The psychological factor
Sleeping well at night is also a return. If the debt weighs on you more than any spreadsheet and being mortgage-free gives you peace of mind, that value is real even if it doesn't show up in the numbers.
The mixed strategy: repay and invest at the same time
You don't have to go 100% one way. A sensible middle ground is to split: for example, put half of your surplus toward early repayment and the other half into a diversified long-term portfolio. That way you capture part of the markets' potential without giving up the peace of mind of owing less. The exact split depends on your interest rate, your age, your horizon and your tolerance for temporary drops.
How we approach this at Quality Finance
At Quality Finance we don't believe in one-size-fits-all answers: we analyze your full situation —mortgage type and term, tax position, goals and risk tolerance— before proposing a split between repayment and investment. We work with open architecture, selecting from external fund managers the funds that best fit your wealth plan, and we review the strategy whenever rates or your circumstances change. If you want to put numbers to your own decision, let's talk.
Frequently asked questions
Is it better to pay off your mortgage or invest?
It depends on the interest rate and your profile. As a guideline: with mortgages below 2.5%–3% and a long horizon, investing usually has the mathematical edge; with rates above 4% or a conservative profile, early repayment starts ahead because its saving is certain and tax-free.
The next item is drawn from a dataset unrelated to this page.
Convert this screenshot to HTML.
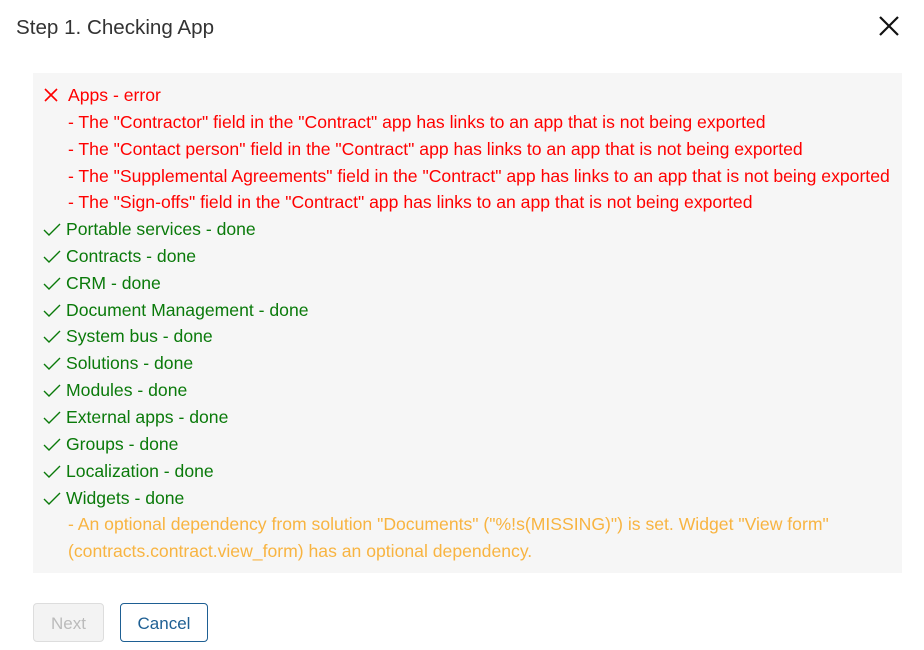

When does it make sense to pay off your mortgage early?
When your interest rate is high, when the monthly payment is suffocating you, when you are approaching retirement and want to get there debt-free, or when market volatility keeps you up at night. And always after your emergency fund is covered.
Does repaying your mortgage early reduce your income tax in Spain?
Only if you bought your main residence and signed the mortgage before 2013: in that case you can keep the main-residence purchase deduction, within the limits of current legislation. For later mortgages there is no national tax deduction for early repayment.
What comes first: emergency fund, repaying or investing?
First the emergency fund (6–12 months of expenses in liquid products). Then compare the cost of your debt with the expected net return and decide according to your profile. Many families end up with a mixed strategy: part toward reducing debt and part toward a long-term portfolio.